Entries with page source code

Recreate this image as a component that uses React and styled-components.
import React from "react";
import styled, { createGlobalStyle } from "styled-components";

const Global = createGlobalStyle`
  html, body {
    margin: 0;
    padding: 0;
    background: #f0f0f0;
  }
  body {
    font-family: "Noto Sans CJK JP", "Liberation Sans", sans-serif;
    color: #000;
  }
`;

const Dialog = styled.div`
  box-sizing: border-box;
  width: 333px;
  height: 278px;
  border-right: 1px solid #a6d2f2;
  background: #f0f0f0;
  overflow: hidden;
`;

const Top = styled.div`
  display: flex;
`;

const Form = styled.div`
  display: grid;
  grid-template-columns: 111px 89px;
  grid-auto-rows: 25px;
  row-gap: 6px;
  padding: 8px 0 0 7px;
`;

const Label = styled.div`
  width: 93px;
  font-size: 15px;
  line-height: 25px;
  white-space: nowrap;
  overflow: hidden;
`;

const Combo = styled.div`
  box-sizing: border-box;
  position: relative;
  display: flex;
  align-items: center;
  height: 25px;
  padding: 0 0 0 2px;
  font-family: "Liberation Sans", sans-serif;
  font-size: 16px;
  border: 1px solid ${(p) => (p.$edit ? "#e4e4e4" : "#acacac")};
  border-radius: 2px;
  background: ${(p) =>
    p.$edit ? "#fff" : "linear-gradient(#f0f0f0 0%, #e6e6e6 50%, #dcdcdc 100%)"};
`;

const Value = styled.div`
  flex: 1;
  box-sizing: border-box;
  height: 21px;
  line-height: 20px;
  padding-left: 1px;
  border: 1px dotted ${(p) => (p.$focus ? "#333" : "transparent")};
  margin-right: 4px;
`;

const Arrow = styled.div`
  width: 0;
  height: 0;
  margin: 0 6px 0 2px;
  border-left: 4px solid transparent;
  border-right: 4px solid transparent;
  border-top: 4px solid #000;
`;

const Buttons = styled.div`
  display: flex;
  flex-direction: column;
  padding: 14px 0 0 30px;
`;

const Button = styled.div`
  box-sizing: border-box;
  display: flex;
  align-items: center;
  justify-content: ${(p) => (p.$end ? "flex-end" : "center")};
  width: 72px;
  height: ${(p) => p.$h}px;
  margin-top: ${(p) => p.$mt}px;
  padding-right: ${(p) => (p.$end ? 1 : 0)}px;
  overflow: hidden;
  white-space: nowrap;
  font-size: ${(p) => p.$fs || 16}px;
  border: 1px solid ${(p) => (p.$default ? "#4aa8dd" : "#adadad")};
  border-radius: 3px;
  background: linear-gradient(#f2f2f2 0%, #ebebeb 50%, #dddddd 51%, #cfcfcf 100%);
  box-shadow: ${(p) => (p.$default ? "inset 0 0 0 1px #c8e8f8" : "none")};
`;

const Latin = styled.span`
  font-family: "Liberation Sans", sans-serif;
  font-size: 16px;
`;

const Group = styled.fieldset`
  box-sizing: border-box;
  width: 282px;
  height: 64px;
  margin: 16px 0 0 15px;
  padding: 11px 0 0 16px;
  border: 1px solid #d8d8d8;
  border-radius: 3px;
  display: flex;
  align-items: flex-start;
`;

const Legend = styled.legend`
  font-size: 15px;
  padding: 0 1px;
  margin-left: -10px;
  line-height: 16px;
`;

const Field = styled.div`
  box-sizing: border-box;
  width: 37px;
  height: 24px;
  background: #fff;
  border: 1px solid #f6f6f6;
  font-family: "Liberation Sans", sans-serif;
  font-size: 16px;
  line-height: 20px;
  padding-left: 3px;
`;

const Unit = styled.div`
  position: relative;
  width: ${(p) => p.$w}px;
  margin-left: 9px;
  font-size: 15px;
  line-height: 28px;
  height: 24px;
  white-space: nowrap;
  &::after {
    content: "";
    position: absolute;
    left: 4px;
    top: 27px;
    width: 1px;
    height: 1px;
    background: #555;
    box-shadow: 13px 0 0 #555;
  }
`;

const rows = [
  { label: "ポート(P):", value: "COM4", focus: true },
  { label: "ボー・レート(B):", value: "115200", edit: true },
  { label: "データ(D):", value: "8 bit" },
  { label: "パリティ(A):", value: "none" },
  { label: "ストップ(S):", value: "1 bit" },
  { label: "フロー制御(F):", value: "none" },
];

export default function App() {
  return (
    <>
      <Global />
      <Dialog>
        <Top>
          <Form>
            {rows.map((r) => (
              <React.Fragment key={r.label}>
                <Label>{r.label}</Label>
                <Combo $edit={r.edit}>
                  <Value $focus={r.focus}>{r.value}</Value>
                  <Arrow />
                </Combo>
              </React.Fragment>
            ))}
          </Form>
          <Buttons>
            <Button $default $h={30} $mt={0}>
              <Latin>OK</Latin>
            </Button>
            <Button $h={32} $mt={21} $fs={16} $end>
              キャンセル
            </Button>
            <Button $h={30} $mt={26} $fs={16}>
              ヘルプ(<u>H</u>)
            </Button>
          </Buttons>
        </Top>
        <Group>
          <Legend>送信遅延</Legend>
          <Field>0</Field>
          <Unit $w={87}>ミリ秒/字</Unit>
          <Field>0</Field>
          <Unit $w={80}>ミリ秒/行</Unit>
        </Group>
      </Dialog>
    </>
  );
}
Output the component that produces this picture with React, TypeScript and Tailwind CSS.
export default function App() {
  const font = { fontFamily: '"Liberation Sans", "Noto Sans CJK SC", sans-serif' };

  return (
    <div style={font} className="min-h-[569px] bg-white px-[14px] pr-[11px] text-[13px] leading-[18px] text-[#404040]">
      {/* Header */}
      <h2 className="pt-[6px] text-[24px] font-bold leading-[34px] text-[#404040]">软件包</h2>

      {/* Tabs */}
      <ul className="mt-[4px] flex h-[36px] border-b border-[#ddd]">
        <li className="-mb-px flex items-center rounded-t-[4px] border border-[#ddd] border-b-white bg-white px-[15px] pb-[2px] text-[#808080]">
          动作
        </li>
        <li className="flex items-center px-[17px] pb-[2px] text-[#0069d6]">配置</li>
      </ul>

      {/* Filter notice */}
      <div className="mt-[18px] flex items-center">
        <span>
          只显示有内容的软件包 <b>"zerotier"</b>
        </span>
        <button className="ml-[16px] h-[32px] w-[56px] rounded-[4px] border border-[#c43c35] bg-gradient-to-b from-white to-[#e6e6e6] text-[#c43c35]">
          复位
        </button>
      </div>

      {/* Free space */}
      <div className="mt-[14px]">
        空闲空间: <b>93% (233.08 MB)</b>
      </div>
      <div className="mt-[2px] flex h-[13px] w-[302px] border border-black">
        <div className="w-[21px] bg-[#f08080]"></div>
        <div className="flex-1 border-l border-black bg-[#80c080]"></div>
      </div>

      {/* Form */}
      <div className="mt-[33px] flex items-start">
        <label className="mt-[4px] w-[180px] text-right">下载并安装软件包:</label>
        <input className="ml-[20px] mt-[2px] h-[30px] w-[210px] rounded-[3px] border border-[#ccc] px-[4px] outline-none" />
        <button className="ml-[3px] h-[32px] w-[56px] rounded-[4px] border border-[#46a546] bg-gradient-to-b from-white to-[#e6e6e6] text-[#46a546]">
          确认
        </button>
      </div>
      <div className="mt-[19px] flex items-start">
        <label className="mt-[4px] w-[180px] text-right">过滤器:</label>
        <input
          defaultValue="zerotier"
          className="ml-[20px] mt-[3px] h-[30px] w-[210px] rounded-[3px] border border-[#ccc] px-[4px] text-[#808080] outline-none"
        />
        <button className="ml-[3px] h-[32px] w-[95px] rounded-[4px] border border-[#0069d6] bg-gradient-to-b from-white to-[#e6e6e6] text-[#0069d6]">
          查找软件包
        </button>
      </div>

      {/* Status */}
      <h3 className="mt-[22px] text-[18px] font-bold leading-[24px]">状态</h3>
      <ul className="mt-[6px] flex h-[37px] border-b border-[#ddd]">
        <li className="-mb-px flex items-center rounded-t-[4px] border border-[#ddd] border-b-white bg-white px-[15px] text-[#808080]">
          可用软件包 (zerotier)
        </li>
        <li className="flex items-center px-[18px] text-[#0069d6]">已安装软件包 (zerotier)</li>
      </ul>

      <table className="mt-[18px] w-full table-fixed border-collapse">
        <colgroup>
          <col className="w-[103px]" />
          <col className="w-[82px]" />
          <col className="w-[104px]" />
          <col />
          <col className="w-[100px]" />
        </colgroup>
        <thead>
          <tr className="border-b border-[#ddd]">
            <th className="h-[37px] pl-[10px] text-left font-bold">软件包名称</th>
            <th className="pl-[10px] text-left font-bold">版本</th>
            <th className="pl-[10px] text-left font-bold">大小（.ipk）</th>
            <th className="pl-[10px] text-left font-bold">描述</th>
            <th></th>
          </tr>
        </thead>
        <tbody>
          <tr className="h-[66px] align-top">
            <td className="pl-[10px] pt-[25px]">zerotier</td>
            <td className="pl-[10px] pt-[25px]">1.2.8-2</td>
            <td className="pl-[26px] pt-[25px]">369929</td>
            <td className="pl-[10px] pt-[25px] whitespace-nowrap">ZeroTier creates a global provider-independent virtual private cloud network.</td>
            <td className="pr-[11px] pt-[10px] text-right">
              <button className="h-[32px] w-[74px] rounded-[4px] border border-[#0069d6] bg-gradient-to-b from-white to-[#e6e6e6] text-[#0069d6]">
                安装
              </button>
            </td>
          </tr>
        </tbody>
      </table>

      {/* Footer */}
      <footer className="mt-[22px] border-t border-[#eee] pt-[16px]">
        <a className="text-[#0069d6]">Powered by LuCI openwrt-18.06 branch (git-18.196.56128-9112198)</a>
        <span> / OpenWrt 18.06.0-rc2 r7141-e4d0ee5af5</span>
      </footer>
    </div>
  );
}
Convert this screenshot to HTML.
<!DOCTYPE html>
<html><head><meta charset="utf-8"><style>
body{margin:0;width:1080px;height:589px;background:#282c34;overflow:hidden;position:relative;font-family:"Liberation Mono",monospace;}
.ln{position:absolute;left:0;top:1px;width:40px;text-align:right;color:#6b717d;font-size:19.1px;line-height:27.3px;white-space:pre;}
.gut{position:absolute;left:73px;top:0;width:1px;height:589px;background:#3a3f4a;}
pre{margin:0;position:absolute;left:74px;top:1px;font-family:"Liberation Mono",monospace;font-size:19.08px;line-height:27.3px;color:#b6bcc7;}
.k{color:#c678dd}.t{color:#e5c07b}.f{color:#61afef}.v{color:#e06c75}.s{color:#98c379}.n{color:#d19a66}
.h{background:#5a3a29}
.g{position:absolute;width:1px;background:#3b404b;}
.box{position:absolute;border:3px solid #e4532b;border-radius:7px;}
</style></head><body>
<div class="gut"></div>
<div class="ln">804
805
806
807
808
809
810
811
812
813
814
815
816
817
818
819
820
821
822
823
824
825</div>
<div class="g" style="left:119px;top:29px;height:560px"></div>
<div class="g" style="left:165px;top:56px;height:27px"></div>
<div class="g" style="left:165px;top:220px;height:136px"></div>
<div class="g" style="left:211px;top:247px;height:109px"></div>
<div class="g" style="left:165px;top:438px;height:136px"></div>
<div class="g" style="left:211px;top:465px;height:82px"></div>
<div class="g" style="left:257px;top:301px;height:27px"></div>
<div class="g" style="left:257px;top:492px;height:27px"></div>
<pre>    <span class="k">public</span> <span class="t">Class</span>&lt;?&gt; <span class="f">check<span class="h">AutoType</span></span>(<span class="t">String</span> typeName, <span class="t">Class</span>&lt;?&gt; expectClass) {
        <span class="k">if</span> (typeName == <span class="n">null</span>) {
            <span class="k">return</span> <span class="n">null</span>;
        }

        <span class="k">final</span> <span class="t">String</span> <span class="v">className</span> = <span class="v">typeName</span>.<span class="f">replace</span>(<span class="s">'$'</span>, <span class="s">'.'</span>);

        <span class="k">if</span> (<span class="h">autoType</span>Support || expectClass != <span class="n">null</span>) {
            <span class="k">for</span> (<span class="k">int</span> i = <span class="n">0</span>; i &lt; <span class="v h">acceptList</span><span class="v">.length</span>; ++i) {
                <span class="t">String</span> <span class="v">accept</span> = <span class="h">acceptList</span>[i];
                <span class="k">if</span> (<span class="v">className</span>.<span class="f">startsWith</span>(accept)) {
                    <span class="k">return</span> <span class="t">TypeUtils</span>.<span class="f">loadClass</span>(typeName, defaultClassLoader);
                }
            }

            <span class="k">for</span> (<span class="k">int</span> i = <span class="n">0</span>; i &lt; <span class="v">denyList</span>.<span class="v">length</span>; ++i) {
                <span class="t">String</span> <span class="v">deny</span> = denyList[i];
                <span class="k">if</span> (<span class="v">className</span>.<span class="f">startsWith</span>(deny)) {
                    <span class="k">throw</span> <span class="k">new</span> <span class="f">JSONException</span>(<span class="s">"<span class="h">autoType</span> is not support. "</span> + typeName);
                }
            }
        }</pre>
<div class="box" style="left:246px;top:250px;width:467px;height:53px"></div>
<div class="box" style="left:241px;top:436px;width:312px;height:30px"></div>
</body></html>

INSTRUCTIONS FOR THE TASK = From the listing above, copy all lines holding the word "this".

RESPONSE =
Recreate this image as a component that uses React and styled-components.
Output the component that produces this picture with React, TypeScript and Tailwind CSS.
Convert this screenshot to HTML.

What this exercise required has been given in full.